Monday, May. 09, 1960
Muscular Mother
In a crisis, the human body is capable of superhuman feats. Last week, by way of demonstration, a slender, ailing woman lifted the rear of a 3,300-lb. car.
Maxwell and Florence Rogers were sitting in their kitchen in Tampa. Fla. when a youngster rushed in yelling that the car had fallen on Charles (Mrs. Rogers' son by a former marriage). Husband and wife dashed out to the yard where Charles Trotter, 16, had blocked the front wheels and jacked up the rear of their 1954 Ford Ranch Wagon to work on the universal joints. The bumper jack had slipped, and Charles's right leg was pinned between the car body and the driveshaft.
Manlike, Maxwell Rogers knew that nobody could raise the car by hand, so he started to fiddle with the jack. Womanlike, Florence Rogers, 39, a 5-ft. 7-in. woman of 123 lbs., went right ahead. She grabbed the rear bumper in the middle. She kept her legs straight and simply heaved with her arm and trunk muscles. The car rose enough for Charles to scramble out, with only minor bruises.

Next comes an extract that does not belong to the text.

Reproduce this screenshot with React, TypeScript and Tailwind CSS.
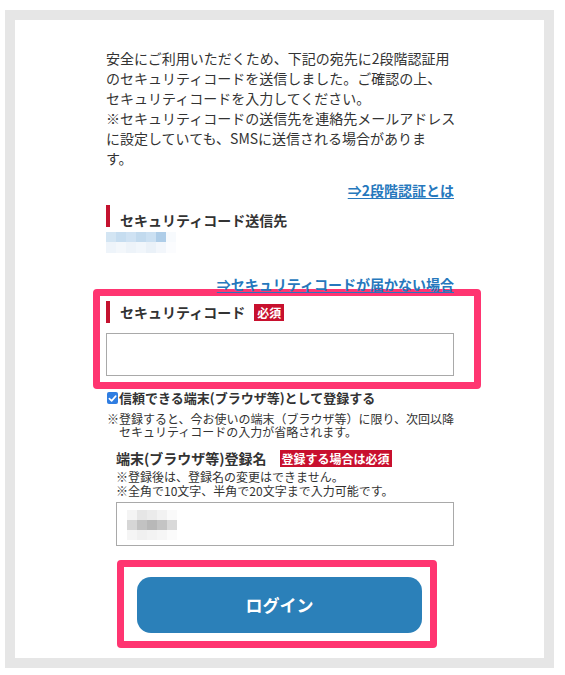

But as it rose, Mrs. Rogers felt something snap in her back. X rays disclosed a compression fracture, with one vertebra crushed. But despite the injury to her spinal column, she suffered no paralysis. This week, fitted with a special brace, she is at St. Joseph's Hospital. What amazes Mrs. Rogers' physician, Dr. William A. Moore III, is the fact that she could have exerted herself at all. She had been ill at home for two weeks, recovering from a rheumatic disorder of the left knee and an attack of thrombophlebitis in her right leg. How far she might have lifted the car if she had been in good physical shape, no one would guess.